**Objective**
Find each line containing the string "React". Copy it.

**Collected material**

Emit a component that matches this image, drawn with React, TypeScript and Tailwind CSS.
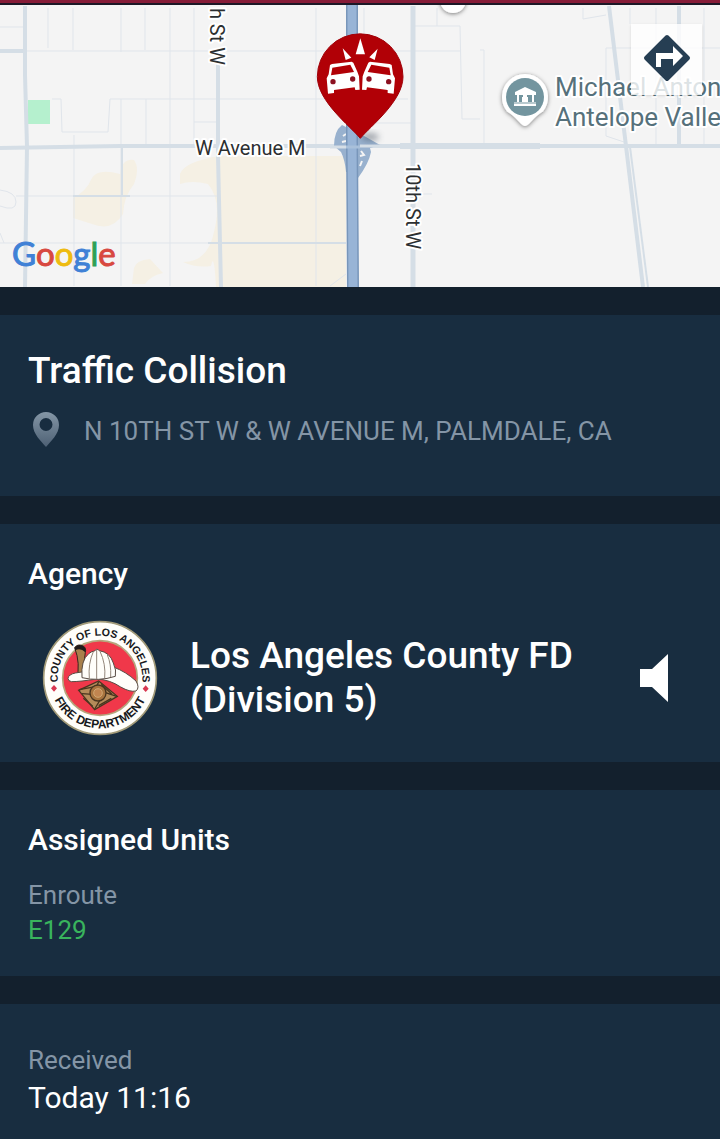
import React from 'react';

interface SectionProps {
  className?: string;
  children: React.ReactNode;
}

const minorRoads = [
  'M0 27H24', 'M48 8V48', 'M73 8V50', 'M121 8V52', 'M145 8V50', 'M170 8V286', 'M194 8V146',
  'M24 51H460', 'M52 99H61L62 132H108L110 99H408', 'M121 99V286', 'M146 99V145', 'M194 122H218',
  'M74 135V286', 'M16 196H218', 'M0 243H216', 'M0 190Q16 192 16 202T0 206', 'M0 233L4 243',
  'M316 8V286', 'M364 8V50', 'M364 123H412', 'M414 26H460L462 119H480', 'M437 8V26',
  'M420 194H432', 'M480 50H484V144', 'M583 8V19L606 15', 'M630 8V24', 'M656 8V144', 'M704 8V144',
  'M606 48V136L624 142', 'M606 48H720', 'M606 122H620', 'M330 286L346 274',
];

const Section: React.FC<SectionProps> = ({ className = '', children }) => (
  <section className={`bg-[#182d40] px-7 ${className}`}>{children}</section>
);

const CollisionPin: React.FC = () => (
  <svg x="310" y="25" width="100" height="120" viewBox="0 0 300 360">
    <path
      d="M151 340C120 303 22 228 22 155A128.500 128.500 0 0 1 279 155C279 228 182 303 151 340Z"
      fill="#b10006"
      stroke="#a00008"
      strokeWidth="3"
    />
    <g fill="#fff">
      <path d="M151 40L137 88H165Z" />
      <path d="M98 70L107 105L124 98Z" />
      <path d="M203 71L178 97L194 105Z" />
    </g>
    {['', 'translate(305 0) scale(-1 1)'].map((transform) => (
      <g key={transform} transform={transform}>
        <path
          d="M60 120L66 117L125 110L130 113L142 140L147 154L149 194L136 195L134 187L72 195V204L54 206L50 160L56 148Z"
          fill="#fff"
        />
        <path d="M67 128L121 119L132 141L63 151Z" fill="#b10006" />
        <circle cx="69" cy="170" r="8" fill="#8c1020" />
        <circle cx="128" cy="162" r="8" fill="#8c1020" />
      </g>
    ))}
  </svg>
);

const IncidentMap: React.FC = () => (
  <svg
    className="block h-[282px] w-full"
    viewBox="0 5 720 282"
    preserveAspectRatio="xMidYMid slice"
    fontFamily="Roboto, sans-serif"
    role="img"
    aria-label="Incident map"
  >
    <defs>
      <filter id="pinShadow" x="-50%" y="-50%" width="200%" height="200%">
        <feDropShadow dx="0" dy="1" stdDeviation="2" floodOpacity="0.5" />
      </filter>
      <filter id="soft" x="-50%" y="-50%" width="200%" height="200%">
        <feGaussianBlur stdDeviation="3" />
      </filter>
    </defs>
    <rect y="5" width="720" height="282" fill="#f4f4f4" />

    {/* terrain */}
    <g fill="#f5f0e4">
      <path d="M219 156H346V287H221Z" />
      <path d="M180 174Q184 162 219 156L222 287H216Q214 250 211 266Q196 268 183 262Q208 262 214 232Q222 200 208 184Q192 180 180 184Z" />
      <path d="M92 178Q98 168 120 174Q122 158 134 160Q140 168 134 184Q124 196 123 214Q112 232 92 224L73 218V198Q86 192 92 178Z" />
      <path d="M134 268Q136 260 150 259L163 273Q150 276 145 284H132Z" />
    </g>
    <rect x="28" y="100" width="22" height="24" fill="#b5f0ce" />

    {/* streets */}
    <g fill="none" stroke="#e0e5eb" strokeWidth="1">
      {minorRoads.map((d) => (
        <path key={d} d={d} />
      ))}
    </g>
    <g fill="none" stroke="#d5dee6">
      <path d="M25 6V75L27 147L25 287" strokeWidth="4" />
      <path d="M0 51H24" strokeWidth="4" />
      <path d="M0 148L120 146H720" strokeWidth="4" />
      <path d="M400 146H540" strokeWidth="6" />
      <path d="M218 60V156L221 287" strokeWidth="4" />
      <path d="M413 6V287" strokeWidth="5" />
      <path d="M609 6L626 146L643 287" strokeWidth="4" />
      <path d="M630 147L648 287" strokeWidth="2" />
      <path d="M679 6V144" strokeWidth="4" />
      <path d="M122 147V196M73 196H130M208 243H346" strokeWidth="2" />
    </g>

    {/* freeway and ramps */}
    <path d="M342 125Q334 131 334 146L341 152Q345 160 346 172H358V178Q369 163 371 152L370 148L380 145L366 137Z" fill="#98b1ce" />
    <g fill="none" stroke="#f4f4f4" strokeWidth="2">
      <path d="M346 134L343 136M346 141L342 142" />
      <path d="M361 151L364 155L360 156M362 161L360 166" />
    </g>
    <path d="M352 5V140L353 287" stroke="#7896ba" strokeWidth="12" fill="none" />
    <path d="M352 5V140L353 287" stroke="#98b4d6" strokeWidth="9" fill="none" />
    <path d="M330 147H346M360 146H380" stroke="#d5dee6" strokeWidth="3" />
    <path d="M346 147H360" stroke="#a9c0da" strokeWidth="3" />
    <ellipse cx="370" cy="137" rx="9" ry="4" fill="#4b5563" opacity="0.5" filter="url(#soft)" />
    <CollisionPin />

    {/* places */}
    <circle cx="453" cy="0" r="13" fill="#fff" filter="url(#pinShadow)" />
    <path
      d="M525 125C522 125 518 117 508 111A22 22 0 1 1 542 111C532 117 528 125 525 125Z"
      fill="#fff"
      stroke="#fff"
      strokeWidth="2"
      filter="url(#pinShadow)"
    />
    <circle cx="525" cy="97" r="19" fill="#73959f" />
    <path
      d="M525 87L515 92V95H517V102H514V106H536V102H534V95H536V92ZM519 95H523V97H522V102H519ZM527 95H532V102H528V97H527Z"
      fill="#fff"
      fillRule="evenodd"
    />
    <path d="M514 103H536" stroke="#73959f" />

    <g fill="#2c2f31" stroke="#fff" strokeWidth="4" strokeLinejoin="round" paintOrder="stroke" fontSize="20">
      <text x="195" y="155">W Avenue M</text>
      <text transform="translate(406 163) rotate(90)">10th St W</text>
      <text transform="translate(210 65) rotate(90)" textAnchor="end">h St W</text>
    </g>
    <g fill="#56717b" stroke="#fff" strokeWidth="4" strokeLinejoin="round" paintOrder="stroke" fontSize="26">
      <text x="555" y="96">Michael Anton</text>
      <text x="555" y="126">Antelope Valle</text>
    </g>
    <text x="12" y="266" fontFamily="Lato, sans-serif" fontSize="33" strokeWidth="1">
      <tspan fill="#4081d6" stroke="#4081d6">G</tspan>
      <tspan fill="#d84840" stroke="#d84840">o</tspan>
      <tspan fill="#eebb10" stroke="#eebb10">o</tspan>
      <tspan fill="#4081d6" stroke="#4081d6">g</tspan>
      <tspan fill="#2da056" stroke="#2da056">l</tspan>
      <tspan fill="#d84840" stroke="#d84840">e</tspan>
    </text>
  </svg>
);

const AgencySeal: React.FC = () => (
  <svg className="size-[116px] shrink-0" viewBox="36 29 348 348" role="img" aria-label="County of Los Angeles Fire Department">
    <defs>
      <path id="sealTop" d="M101 268A127 127 0 1 1 319 268" />
      <path id="sealBottom" d="M59 203A151 151 0 0 0 361 203" />
    </defs>
    <circle cx="210" cy="203" r="169" fill="#fffefa" stroke="#a29a78" strokeWidth="5" />
    <circle cx="210" cy="203" r="112" fill="#f0384a" stroke="#b5a57c" strokeWidth="5" />
    <g fill="#17191c" fontFamily="'Liberation Sans', sans-serif" fontWeight="700" textAnchor="middle">
      <text fontSize="32">
        <textPath href="#sealTop" startOffset="50%">COUNTY OF LOS ANGELES</textPath>
      </text>
      <text fontSize="36">
        <textPath href="#sealBottom" startOffset="50%">FIRE DEPARTMENT</textPath>
      </text>
    </g>
    <path d="M72 224L81 234L72 244L63 234ZM347 225L356 235L347 245L338 235Z" fill="#d83850" />
    {/* helmet */}
    <path d="M134 112Q142 100 158 106Q170 112 166 126L156 204L140 206Q152 160 134 112Z" fill="#a8804c" stroke="#33261c" strokeWidth="3" />
    <path d="M134 112Q142 100 158 106Q170 112 166 126Q152 112 136 120Z" fill="#201b1b" />
    <path
      d="M114 204Q116 192 136 188L250 170Q288 184 318 212Q330 232 318 242Q300 246 272 230Q240 208 200 206Q150 214 124 214Q114 212 114 204Z"
      fill="#fffefa"
      stroke="#594c44"
      strokeWidth="3"
    />
    <path
      d="M156 202Q152 150 176 130Q186 122 194 122Q200 112 208 121Q240 126 250 158Q260 180 256 198Q206 214 156 202Z"
      fill="#fffefa"
      stroke="#594c44"
      strokeWidth="3"
    />
    <path d="M190 124Q174 160 178 204M200 118V206M210 123Q228 160 224 204M232 134Q244 160 242 200" fill="none" stroke="#93877b" strokeWidth="3" />
    {/* badge */}
    <path d="M206 212L262 258L194 298L146 240Z" fill="#b58b5a" stroke="#49351f" strokeWidth="4" />
    <path d="M148 238L200 228L206 214M260 258L224 246L194 296M156 250L188 252M214 222L246 252M206 286L244 264M160 264L188 288" stroke="#49351f" strokeWidth="4" fill="none" />
    <circle cx="204" cy="248" r="24" fill="#a8743f" stroke="#49351f" strokeWidth="4" />
    <circle cx="204" cy="248" r="13" fill="#c18550" stroke="#e0bd88" strokeWidth="2" />
  </svg>
);

const App: React.FC = () => {
  return (
    <div className="flex min-h-screen flex-col bg-[#13202d] font-[Roboto,sans-serif] text-white">
      <header className="h-[5px] border-b-2 border-[#1c1726] bg-[#861c38]" />
      <main className="flex flex-1 flex-col gap-7">
        <div className="relative overflow-hidden">
          <IncidentMap />
          <button
            type="button"
            aria-label="Directions"
            className="absolute top-[19px] right-[18px] flex size-[71px] justify-center bg-white/80 pt-[10px] shadow-sm"
          >
            <svg className="size-12" viewBox="0 0 48 48">
              <path
                d="M24 3L45 24L24 45L3 24Z"
                fill="#263e53"
                stroke="#263e53"
                strokeWidth="4"
                strokeLinejoin="round"
              />
              <path d="M13 33V19H30V12L40 22L30 32V25H18V33Z" fill="#fff" />
            </svg>
          </button>
        </div>

        <Section className="pt-8 pb-12">
          <h1 className="text-[37px] leading-12 font-medium">Traffic Collision</h1>
          <div className="mt-4 flex items-center gap-6 pl-1">
            <svg className="h-[37px] w-7 shrink-0" viewBox="0 0 28 37">
              <defs>
                <linearGradient id="pinFill" x1="0" y1="0" x2="0" y2="1">
                  <stop offset="0" stopColor="#8496a6" />
                  <stop offset="1" stopColor="#4d6074" />
                </linearGradient>
              </defs>
              <path
                d="M14 1A13 13 0 0 0 1 14C1 23 9 30 14 36C19 30 27 23 27 14A13 13 0 0 0 14 1ZM14 7A6 6 0 1 1 14 20A6 6 0 1 1 14 7Z"
                fill="url(#pinFill)"
                fillRule="evenodd"
              />
            </svg>
            <p className="pt-[2px] text-[26px] leading-8 text-[#8495a6]">N 10TH ST W &amp; W AVENUE M, PALMDALE, CA</p>
          </div>
        </Section>

        <Section className="pt-8 pb-[26px]">
          <h2 className="text-[30px] leading-9 font-medium">Agency</h2>
          <div className="mt-7 flex items-center pr-6 pl-[14px]">
            <AgencySeal />
            <p className="ml-8 flex-1 text-[37px] leading-11 font-medium">
              Los Angeles County FD
              <br />
              (Division 5)
            </p>
            <button type="button" aria-label="Play audio" className="shrink-0">
              <svg className="h-12 w-7" viewBox="0 0 28 48" fill="#fff">
                <path d="M0 15H12L28 0V48L12 33H0Z" />
              </svg>
            </button>
          </div>
        </Section>

        <Section className="pt-8 pb-7">
          <h2 className="text-[30px] leading-9 font-medium">Assigned Units</h2>
          <dl className="mt-5 text-[26px] leading-[35px]">
            <dt className="text-[#8495a6]">Enroute</dt>
            <dd className="text-[#39b45d]">E129</dd>
          </dl>
        </Section>

        <Section className="flex-1 pt-9 pb-5">
          <dl>
            <dt className="text-[26px] leading-10 text-[#8495a6]">Received</dt>
            <dd className="text-[30px] leading-9">Today 11:16</dd>
          </dl>
        </Section>
      </main>
    </div>
  );
};

export default App;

**Written solution**
Emit a component that matches this image, drawn with React, TypeScript and Tailwind CSS.
import React from 'react';
  children: React.ReactNode;
const Section: React.FC<SectionProps> = ({ className = '', children }) => (
const CollisionPin: React.FC = () => (
const IncidentMap: React.FC = () => (
const AgencySeal: React.FC = () => (
const App: React.FC = () => {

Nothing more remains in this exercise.